Collected material:
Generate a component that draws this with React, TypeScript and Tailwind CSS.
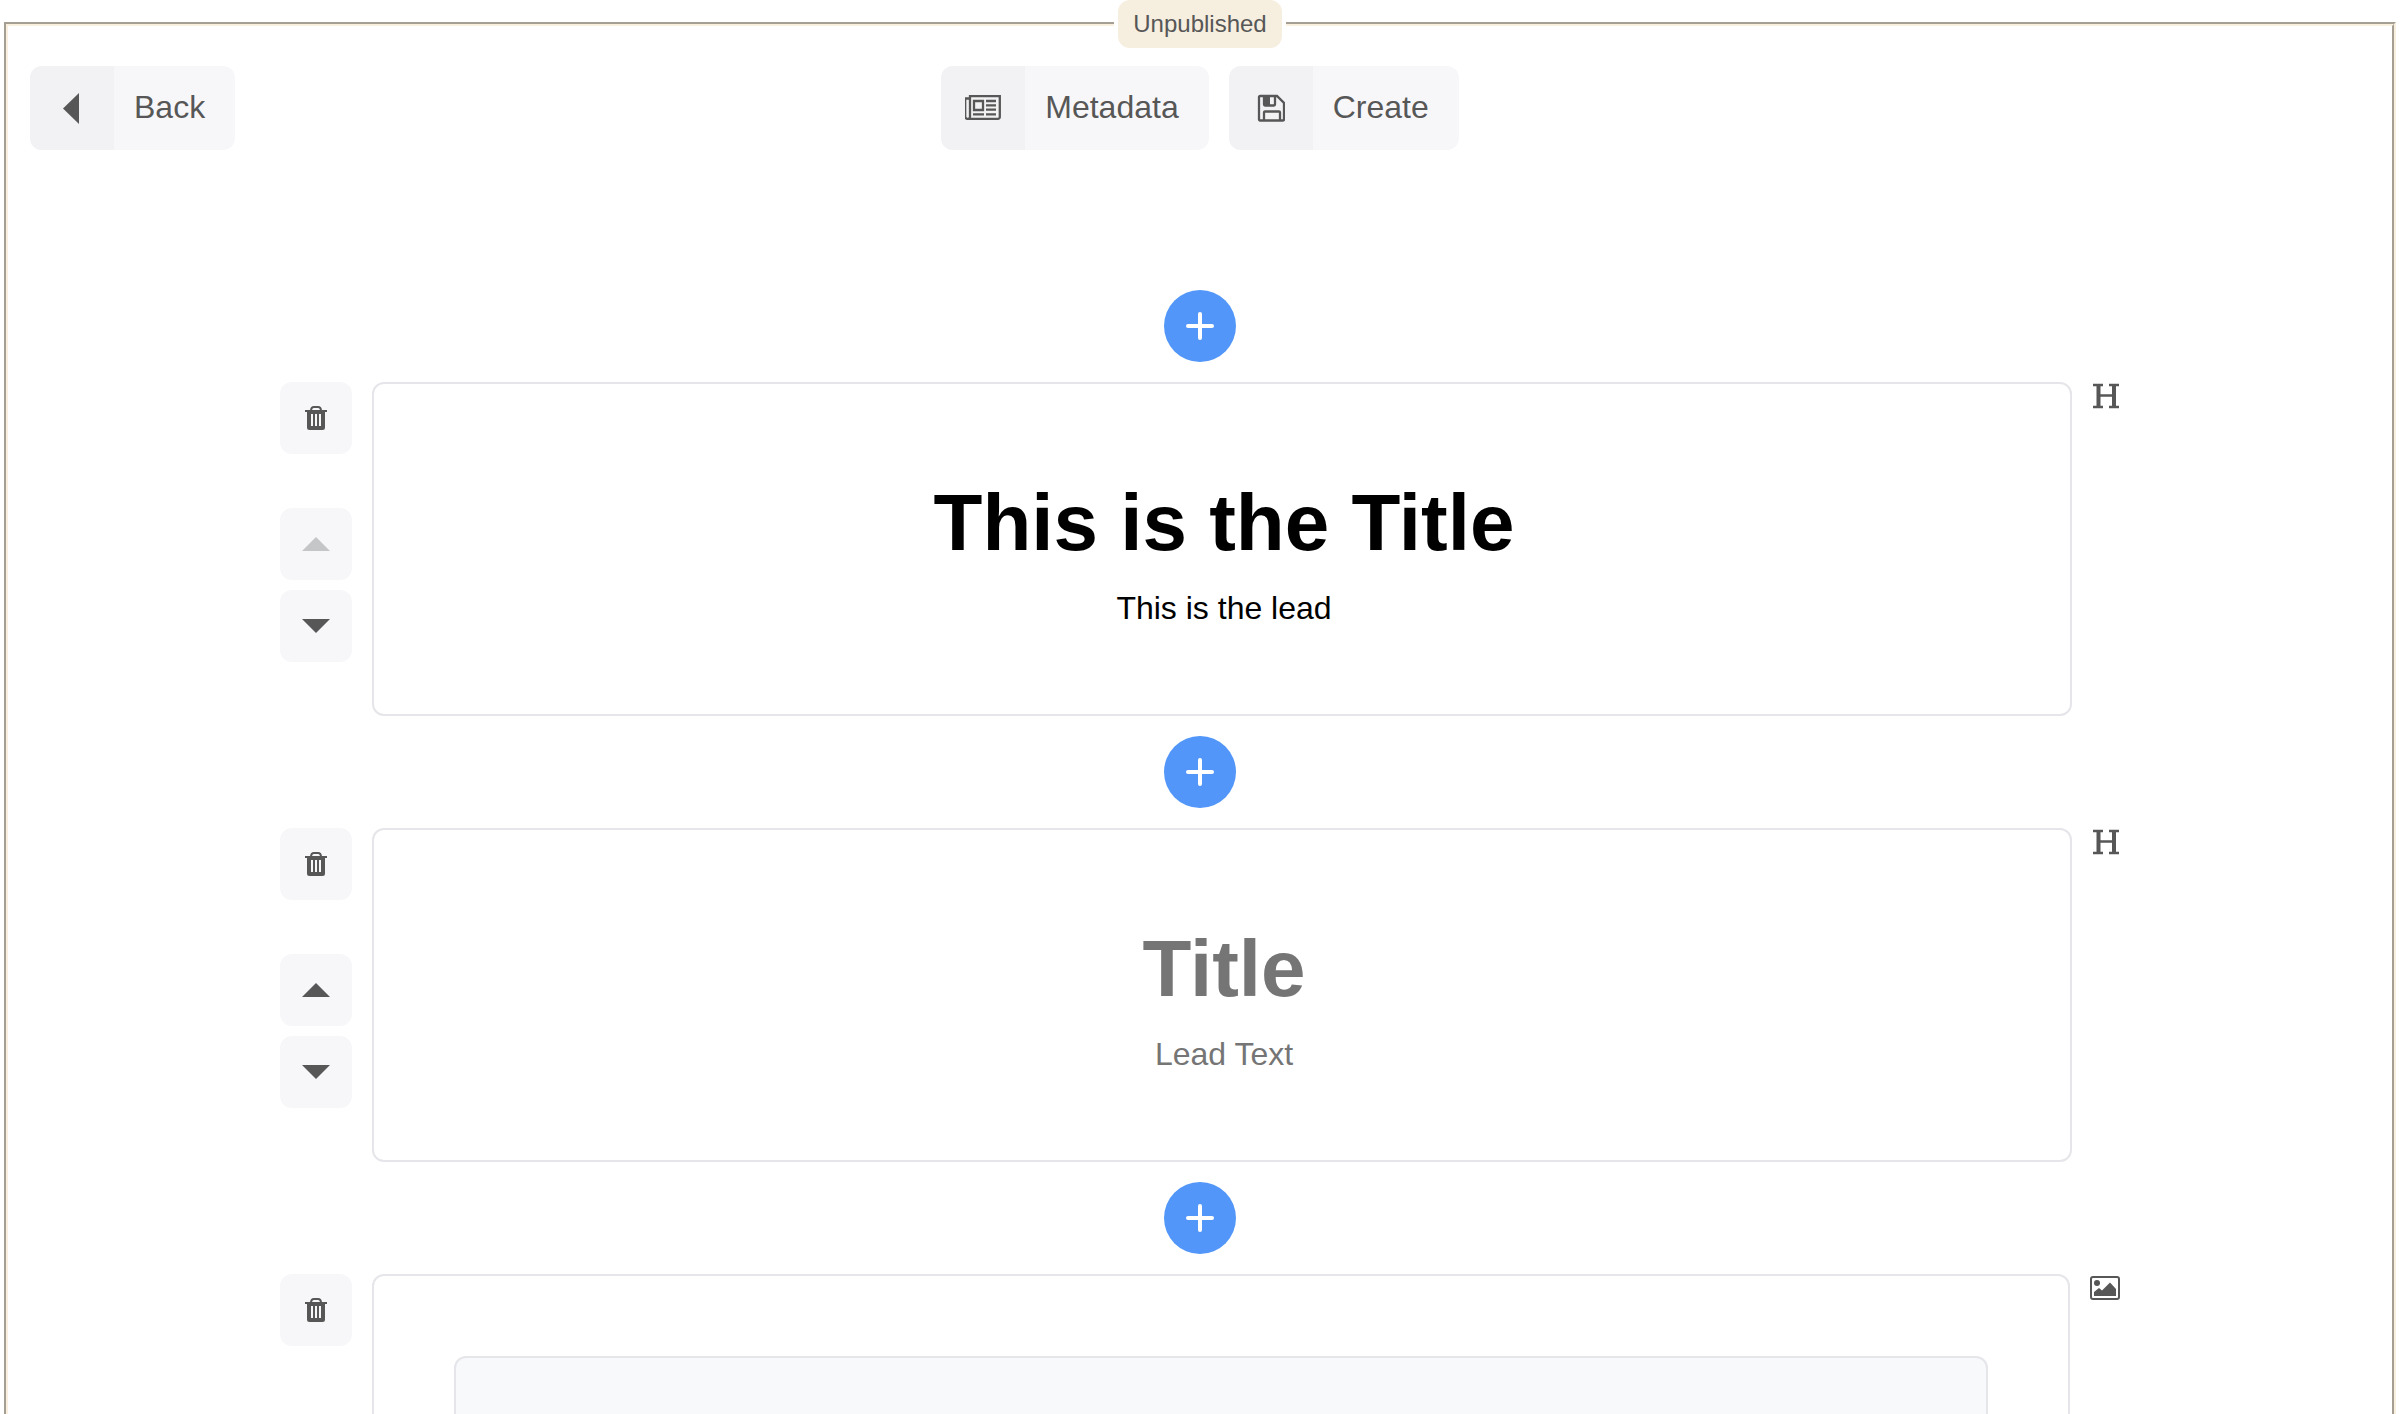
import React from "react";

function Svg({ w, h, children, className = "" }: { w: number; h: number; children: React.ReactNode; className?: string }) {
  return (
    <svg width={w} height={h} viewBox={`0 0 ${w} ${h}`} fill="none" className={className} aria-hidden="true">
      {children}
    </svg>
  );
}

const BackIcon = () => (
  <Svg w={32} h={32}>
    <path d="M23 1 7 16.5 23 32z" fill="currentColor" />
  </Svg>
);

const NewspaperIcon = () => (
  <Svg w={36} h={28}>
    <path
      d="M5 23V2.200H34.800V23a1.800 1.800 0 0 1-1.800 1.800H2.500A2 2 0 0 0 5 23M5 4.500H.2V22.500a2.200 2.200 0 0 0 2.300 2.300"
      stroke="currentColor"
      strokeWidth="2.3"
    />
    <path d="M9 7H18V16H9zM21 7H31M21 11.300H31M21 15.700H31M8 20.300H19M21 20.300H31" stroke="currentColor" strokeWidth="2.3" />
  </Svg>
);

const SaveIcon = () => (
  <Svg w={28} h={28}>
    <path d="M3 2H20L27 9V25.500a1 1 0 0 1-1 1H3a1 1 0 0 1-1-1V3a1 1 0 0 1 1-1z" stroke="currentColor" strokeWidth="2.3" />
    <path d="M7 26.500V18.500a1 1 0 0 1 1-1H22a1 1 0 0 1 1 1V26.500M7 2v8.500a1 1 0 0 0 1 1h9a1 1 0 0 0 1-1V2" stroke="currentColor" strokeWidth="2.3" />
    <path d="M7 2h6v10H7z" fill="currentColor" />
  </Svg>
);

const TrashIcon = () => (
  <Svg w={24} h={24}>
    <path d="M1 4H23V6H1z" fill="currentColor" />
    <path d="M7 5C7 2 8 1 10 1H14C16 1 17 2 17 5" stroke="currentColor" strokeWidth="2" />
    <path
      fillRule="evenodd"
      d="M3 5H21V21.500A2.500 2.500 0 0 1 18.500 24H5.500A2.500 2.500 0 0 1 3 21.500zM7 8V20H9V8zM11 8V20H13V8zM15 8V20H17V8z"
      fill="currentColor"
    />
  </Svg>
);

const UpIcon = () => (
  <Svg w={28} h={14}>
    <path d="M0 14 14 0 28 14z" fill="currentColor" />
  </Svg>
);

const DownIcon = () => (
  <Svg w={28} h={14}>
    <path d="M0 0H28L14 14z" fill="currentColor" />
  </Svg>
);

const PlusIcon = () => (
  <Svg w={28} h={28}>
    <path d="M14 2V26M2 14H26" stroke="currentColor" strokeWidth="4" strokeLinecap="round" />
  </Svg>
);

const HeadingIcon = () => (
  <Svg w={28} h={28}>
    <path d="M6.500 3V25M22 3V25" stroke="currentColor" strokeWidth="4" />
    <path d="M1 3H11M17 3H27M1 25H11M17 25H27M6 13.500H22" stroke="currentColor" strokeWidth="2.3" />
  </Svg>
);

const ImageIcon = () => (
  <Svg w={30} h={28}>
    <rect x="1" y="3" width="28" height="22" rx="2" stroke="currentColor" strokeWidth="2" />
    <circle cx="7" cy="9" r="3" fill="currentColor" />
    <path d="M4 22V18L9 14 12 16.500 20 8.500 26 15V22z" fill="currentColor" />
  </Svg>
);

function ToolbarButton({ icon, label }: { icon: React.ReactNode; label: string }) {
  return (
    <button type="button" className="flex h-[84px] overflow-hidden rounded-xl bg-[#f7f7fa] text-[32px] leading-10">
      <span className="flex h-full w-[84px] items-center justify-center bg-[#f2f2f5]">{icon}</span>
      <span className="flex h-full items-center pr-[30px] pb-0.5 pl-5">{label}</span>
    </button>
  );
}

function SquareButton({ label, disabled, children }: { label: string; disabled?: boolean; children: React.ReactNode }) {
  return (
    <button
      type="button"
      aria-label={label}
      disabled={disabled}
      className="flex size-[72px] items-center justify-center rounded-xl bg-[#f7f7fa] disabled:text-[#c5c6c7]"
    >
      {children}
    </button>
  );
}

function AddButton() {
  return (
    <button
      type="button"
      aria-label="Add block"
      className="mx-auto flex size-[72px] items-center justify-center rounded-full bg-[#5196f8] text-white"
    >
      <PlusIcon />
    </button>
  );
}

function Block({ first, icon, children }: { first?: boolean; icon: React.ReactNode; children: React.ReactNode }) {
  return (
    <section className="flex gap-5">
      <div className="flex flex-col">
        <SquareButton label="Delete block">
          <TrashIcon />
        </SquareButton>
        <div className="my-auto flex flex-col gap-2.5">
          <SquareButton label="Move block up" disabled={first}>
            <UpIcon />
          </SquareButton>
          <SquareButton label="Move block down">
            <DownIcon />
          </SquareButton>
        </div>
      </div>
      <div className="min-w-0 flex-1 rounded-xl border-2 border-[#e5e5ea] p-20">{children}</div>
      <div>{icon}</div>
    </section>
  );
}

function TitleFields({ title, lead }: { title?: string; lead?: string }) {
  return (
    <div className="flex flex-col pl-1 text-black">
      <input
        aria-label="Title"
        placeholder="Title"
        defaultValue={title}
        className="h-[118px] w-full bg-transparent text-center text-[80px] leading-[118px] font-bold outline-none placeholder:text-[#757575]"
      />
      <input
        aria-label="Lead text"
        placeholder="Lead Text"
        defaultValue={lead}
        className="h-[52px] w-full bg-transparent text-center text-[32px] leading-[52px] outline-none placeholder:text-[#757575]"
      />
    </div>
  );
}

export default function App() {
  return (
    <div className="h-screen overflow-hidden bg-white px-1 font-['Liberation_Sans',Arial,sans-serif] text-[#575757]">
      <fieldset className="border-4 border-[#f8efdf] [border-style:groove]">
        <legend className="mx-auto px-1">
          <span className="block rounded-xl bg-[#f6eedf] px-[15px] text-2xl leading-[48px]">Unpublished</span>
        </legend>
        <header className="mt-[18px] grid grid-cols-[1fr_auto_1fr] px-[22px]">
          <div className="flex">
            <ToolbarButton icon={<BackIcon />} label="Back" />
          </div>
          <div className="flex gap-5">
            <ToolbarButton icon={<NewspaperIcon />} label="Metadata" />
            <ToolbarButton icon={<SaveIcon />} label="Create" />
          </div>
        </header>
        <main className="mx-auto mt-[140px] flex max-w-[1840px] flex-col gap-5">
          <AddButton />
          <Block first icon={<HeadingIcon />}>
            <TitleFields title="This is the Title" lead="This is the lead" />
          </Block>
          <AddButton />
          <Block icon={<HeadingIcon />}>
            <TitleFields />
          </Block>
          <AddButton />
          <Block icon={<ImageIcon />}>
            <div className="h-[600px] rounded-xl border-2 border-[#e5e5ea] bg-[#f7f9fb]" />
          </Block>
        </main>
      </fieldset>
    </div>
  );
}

Requirement: Transcribe the material exactly, keeping every word and none of the pictures.

Output below:
Generate a component that draws this with React, TypeScript and Tailwind CSS.
import React from "react";

function Svg({ w, h, children, className = "" }: { w: number; h: number; children: React.ReactNode; className?: string }) {
  return (
    <svg width={w} height={h} viewBox={`0 0 ${w} ${h}`} fill="none" className={className} aria-hidden="true">
      {children}
    </svg>
  );
}

const BackIcon = () => (
  <Svg w={32} h={32}>
    <path d="M23 1 7 16.5 23 32z" fill="currentColor" />
  </Svg>
);

const NewspaperIcon = () => (
  <Svg w={36} h={28}>
    <path
      d="M5 23V2.200H34.800V23a1.800 1.800 0 0 1-1.800 1.800H2.500A2 2 0 0 0 5 23M5 4.500H.2V22.500a2.200 2.200 0 0 0 2.300 2.300"
      stroke="currentColor"
      strokeWidth="2.3"
    />
    <path d="M9 7H18V16H9zM21 7H31M21 11.300H31M21 15.700H31M8 20.300H19M21 20.300H31" stroke="currentColor" strokeWidth="2.3" />
  </Svg>
);

const SaveIcon = () => (
  <Svg w={28} h={28}>
    <path d="M3 2H20L27 9V25.500a1 1 0 0 1-1 1H3a1 1 0 0 1-1-1V3a1 1 0 0 1 1-1z" stroke="currentColor" strokeWidth="2.3" />
    <path d="M7 26.500V18.500a1 1 0 0 1 1-1H22a1 1 0 0 1 1 1V26.500M7 2v8.500a1 1 0 0 0 1 1h9a1 1 0 0 0 1-1V2" stroke="currentColor" strokeWidth="2.3" />
    <path d="M7 2h6v10H7z" fill="currentColor" />
  </Svg>
);

const TrashIcon = () => (
  <Svg w={24} h={24}>
    <path d="M1 4H23V6H1z" fill="currentColor" />
    <path d="M7 5C7 2 8 1 10 1H14C16 1 17 2 17 5" stroke="currentColor" strokeWidth="2" />
    <path
      fillRule="evenodd"
      d="M3 5H21V21.500A2.500 2.500 0 0 1 18.500 24H5.500A2.500 2.500 0 0 1 3 21.500zM7 8V20H9V8zM11 8V20H13V8zM15 8V20H17V8z"
      fill="currentColor"
    />
  </Svg>
);

const UpIcon = () => (
  <Svg w={28} h={14}>
    <path d="M0 14 14 0 28 14z" fill="currentColor" />
  </Svg>
);

const DownIcon = () => (
  <Svg w={28} h={14}>
    <path d="M0 0H28L14 14z" fill="currentColor" />
  </Svg>
);

const PlusIcon = () => (
  <Svg w={28} h={28}>
    <path d="M14 2V26M2 14H26" stroke="currentColor" strokeWidth="4" strokeLinecap="round" />
  </Svg>
);

const HeadingIcon = () => (
  <Svg w={28} h={28}>
    <path d="M6.500 3V25M22 3V25" stroke="currentColor" strokeWidth="4" />
    <path d="M1 3H11M17 3H27M1 25H11M17 25H27M6 13.500H22" stroke="currentColor" strokeWidth="2.3" />
  </Svg>
);

const ImageIcon = () => (
  <Svg w={30} h={28}>
    <rect x="1" y="3" width="28" height="22" rx="2" stroke="currentColor" strokeWidth="2" />
    <circle cx="7" cy="9" r="3" fill="currentColor" />
    <path d="M4 22V18L9 14 12 16.500 20 8.500 26 15V22z" fill="currentColor" />
  </Svg>
);

function ToolbarButton({ icon, label }: { icon: React.ReactNode; label: string }) {
  return (
    <button type="button" className="flex h-[84px] overflow-hidden rounded-xl bg-[#f7f7fa] text-[32px] leading-10">
      <span className="flex h-full w-[84px] items-center justify-center bg-[#f2f2f5]">{icon}</span>
      <span className="flex h-full items-center pr-[30px] pb-0.5 pl-5">{label}</span>
    </button>
  );
}

function SquareButton({ label, disabled, children }: { label: string; disabled?: boolean; children: React.ReactNode }) {
  return (
    <button
      type="button"
      aria-label={label}
      disabled={disabled}
      className="flex size-[72px] items-center justify-center rounded-xl bg-[#f7f7fa] disabled:text-[#c5c6c7]"
    >
      {children}
    </button>
  );
}

function AddButton() {
  return (
    <button
      type="button"
      aria-label="Add block"
      className="mx-auto flex size-[72px] items-center justify-center rounded-full bg-[#5196f8] text-white"
    >
      <PlusIcon />
    </button>
  );
}

function Block({ first, icon, children }: { first?: boolean; icon: React.ReactNode; children: React.ReactNode }) {
  return (
    <section className="flex gap-5">
      <div className="flex flex-col">
        <SquareButton label="Delete block">
          <TrashIcon />
        </SquareButton>
        <div className="my-auto flex flex-col gap-2.5">
          <SquareButton label="Move block up" disabled={first}>
            <UpIcon />
          </SquareButton>
          <SquareButton label="Move block down">
            <DownIcon />
          </SquareButton>
        </div>
      </div>
      <div className="min-w-0 flex-1 rounded-xl border-2 border-[#e5e5ea] p-20">{children}</div>
      <div>{icon}</div>
    </section>
  );
}

function TitleFields({ title, lead }: { title?: string; lead?: string }) {
  return (
    <div className="flex flex-col pl-1 text-black">
      <input
        aria-label="Title"
        placeholder="Title"
        defaultValue={title}
        className="h-[118px] w-full bg-transparent text-center text-[80px] leading-[118px] font-bold outline-none placeholder:text-[#757575]"
      />
      <input
        aria-label="Lead text"
        placeholder="Lead Text"
        defaultValue={lead}
        className="h-[52px] w-full bg-transparent text-center text-[32px] leading-[52px] outline-none placeholder:text-[#757575]"
      />
    </div>
  );
}

export default function App() {
  return (
    <div className="h-screen overflow-hidden bg-white px-1 font-['Liberation_Sans',Arial,sans-serif] text-[#575757]">
      <fieldset className="border-4 border-[#f8efdf] [border-style:groove]">
        <legend className="mx-auto px-1">
          <span className="block rounded-xl bg-[#f6eedf] px-[15px] text-2xl leading-[48px]">Unpublished</span>
        </legend>
        <header className="mt-[18px] grid grid-cols-[1fr_auto_1fr] px-[22px]">
          <div className="flex">
            <ToolbarButton icon={<BackIcon />} label="Back" />
          </div>
          <div className="flex gap-5">
            <ToolbarButton icon={<NewspaperIcon />} label="Metadata" />
            <ToolbarButton icon={<SaveIcon />} label="Create" />
          </div>
        </header>
        <main className="mx-auto mt-[140px] flex max-w-[1840px] flex-col gap-5">
          <AddButton />
          <Block first icon={<HeadingIcon />}>
            <TitleFields title="This is the Title" lead="This is the lead" />
          </Block>
          <AddButton />
          <Block icon={<HeadingIcon />}>
            <TitleFields />
          </Block>
          <AddButton />
          <Block icon={<ImageIcon />}>
            <div className="h-[600px] rounded-xl border-2 border-[#e5e5ea] bg-[#f7f9fb]" />
          </Block>
        </main>
      </fieldset>
    </div>
  );
}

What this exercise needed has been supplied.